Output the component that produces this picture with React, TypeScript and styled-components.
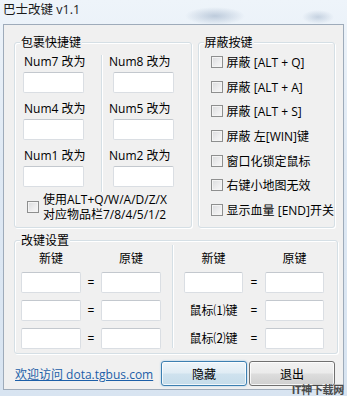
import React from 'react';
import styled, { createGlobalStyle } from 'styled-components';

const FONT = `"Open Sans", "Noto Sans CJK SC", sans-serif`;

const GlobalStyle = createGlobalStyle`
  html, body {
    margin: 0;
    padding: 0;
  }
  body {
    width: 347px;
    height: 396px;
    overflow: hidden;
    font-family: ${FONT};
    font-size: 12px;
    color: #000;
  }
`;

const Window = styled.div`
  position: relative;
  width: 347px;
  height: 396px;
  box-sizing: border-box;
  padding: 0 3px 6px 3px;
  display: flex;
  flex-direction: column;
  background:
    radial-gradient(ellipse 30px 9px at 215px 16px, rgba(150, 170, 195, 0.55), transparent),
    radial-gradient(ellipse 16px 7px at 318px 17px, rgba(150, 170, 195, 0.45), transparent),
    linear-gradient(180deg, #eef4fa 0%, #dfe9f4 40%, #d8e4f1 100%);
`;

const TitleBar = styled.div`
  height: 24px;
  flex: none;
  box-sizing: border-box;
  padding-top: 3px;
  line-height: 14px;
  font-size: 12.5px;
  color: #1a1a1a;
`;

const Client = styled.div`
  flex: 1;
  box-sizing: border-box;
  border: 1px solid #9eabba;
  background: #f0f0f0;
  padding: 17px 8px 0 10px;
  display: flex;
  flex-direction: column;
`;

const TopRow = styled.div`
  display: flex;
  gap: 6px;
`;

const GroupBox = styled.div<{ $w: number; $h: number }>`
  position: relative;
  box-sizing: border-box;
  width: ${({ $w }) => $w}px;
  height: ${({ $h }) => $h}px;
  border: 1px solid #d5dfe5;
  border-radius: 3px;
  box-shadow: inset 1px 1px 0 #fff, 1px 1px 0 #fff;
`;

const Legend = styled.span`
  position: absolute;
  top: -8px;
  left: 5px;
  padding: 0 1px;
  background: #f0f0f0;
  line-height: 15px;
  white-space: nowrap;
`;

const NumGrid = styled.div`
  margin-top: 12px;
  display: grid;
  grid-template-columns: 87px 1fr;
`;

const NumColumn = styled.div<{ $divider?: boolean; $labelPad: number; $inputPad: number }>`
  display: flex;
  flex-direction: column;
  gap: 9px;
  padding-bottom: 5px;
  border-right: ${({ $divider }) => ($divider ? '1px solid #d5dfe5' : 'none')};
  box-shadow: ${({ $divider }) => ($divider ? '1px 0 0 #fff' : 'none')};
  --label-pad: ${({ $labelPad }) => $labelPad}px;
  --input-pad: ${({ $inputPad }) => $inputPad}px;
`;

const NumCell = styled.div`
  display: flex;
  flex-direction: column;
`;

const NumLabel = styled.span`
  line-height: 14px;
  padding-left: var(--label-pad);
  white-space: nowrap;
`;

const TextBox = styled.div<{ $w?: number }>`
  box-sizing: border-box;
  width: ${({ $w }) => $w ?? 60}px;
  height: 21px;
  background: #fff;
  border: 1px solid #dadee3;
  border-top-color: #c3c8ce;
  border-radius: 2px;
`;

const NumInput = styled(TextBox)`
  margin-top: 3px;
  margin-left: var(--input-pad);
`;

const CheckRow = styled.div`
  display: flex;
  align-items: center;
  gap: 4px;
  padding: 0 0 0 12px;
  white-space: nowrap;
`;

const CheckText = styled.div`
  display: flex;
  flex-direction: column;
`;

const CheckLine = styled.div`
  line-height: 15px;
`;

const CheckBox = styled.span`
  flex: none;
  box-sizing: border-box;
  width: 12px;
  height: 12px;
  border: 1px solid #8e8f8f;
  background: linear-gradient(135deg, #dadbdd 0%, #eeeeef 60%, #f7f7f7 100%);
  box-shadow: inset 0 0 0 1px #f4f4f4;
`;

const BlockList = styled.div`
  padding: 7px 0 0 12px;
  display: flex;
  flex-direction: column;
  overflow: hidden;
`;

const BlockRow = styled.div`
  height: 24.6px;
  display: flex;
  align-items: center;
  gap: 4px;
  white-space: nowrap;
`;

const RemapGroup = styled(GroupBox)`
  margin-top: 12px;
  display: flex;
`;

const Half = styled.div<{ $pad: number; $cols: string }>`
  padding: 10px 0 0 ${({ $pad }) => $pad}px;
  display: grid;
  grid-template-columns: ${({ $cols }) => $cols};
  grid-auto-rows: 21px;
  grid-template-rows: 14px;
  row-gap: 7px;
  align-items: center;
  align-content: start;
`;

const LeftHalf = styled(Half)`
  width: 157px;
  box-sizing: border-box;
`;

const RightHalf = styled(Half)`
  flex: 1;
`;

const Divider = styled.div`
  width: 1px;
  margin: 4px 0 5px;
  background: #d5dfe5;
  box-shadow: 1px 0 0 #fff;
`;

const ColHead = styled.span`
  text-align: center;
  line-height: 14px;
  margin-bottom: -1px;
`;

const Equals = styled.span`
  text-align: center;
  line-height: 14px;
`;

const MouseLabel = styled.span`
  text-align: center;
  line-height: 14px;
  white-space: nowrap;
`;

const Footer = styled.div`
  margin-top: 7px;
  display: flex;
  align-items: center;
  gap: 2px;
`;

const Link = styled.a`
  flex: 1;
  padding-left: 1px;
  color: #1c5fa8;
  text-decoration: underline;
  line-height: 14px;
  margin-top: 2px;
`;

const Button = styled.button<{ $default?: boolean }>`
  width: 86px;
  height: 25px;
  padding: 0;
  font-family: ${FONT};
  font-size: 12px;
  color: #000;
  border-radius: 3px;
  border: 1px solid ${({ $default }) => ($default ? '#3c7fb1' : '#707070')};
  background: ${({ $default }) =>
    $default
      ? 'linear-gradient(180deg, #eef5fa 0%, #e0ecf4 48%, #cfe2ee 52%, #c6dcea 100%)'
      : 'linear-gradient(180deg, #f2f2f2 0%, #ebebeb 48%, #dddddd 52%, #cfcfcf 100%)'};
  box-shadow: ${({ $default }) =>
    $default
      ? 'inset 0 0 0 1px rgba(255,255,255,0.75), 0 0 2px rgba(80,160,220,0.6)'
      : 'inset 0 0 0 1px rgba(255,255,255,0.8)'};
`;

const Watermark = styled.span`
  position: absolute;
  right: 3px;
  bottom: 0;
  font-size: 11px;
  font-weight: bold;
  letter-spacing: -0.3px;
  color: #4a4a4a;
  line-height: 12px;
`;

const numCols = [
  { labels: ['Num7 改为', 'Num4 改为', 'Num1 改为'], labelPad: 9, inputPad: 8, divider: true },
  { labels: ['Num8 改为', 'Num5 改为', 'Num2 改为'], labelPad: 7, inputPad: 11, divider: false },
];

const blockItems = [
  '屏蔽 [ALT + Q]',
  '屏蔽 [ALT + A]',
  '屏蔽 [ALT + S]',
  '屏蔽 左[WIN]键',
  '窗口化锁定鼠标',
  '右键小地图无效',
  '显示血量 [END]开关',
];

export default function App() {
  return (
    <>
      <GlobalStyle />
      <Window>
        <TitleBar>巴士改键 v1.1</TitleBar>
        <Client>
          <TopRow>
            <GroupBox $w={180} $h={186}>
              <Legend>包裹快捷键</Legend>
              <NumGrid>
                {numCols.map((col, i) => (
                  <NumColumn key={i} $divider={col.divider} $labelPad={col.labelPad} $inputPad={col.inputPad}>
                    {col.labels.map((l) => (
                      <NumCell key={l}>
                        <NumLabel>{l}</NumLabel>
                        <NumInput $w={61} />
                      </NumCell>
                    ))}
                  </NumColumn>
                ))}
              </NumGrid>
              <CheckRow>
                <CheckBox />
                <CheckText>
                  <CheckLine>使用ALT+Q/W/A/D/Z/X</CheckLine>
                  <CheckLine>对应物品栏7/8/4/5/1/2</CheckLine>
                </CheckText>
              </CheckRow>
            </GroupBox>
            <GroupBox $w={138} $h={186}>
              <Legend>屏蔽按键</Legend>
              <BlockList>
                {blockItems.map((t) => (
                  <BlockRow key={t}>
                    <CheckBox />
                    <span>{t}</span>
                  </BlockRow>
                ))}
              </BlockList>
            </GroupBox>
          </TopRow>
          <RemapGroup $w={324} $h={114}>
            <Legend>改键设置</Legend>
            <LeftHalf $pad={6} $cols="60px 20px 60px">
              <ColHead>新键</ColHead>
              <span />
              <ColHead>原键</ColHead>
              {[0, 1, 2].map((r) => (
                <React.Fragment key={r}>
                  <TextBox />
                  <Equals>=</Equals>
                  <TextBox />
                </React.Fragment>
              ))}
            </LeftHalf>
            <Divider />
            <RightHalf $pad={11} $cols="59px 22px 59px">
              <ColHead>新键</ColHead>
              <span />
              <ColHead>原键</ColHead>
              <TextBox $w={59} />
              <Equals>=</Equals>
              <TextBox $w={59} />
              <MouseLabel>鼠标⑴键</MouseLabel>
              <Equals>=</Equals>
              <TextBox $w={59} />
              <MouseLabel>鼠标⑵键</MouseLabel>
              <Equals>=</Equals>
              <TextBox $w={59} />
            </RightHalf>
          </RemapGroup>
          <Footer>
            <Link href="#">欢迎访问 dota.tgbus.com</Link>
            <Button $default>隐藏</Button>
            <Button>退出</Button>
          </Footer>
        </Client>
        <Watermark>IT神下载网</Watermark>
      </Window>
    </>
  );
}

=-=-=-=-=

Find every line in the listing that holds the string "React", then say how many there are as a bare number.

EXPECTED OUTPUT
4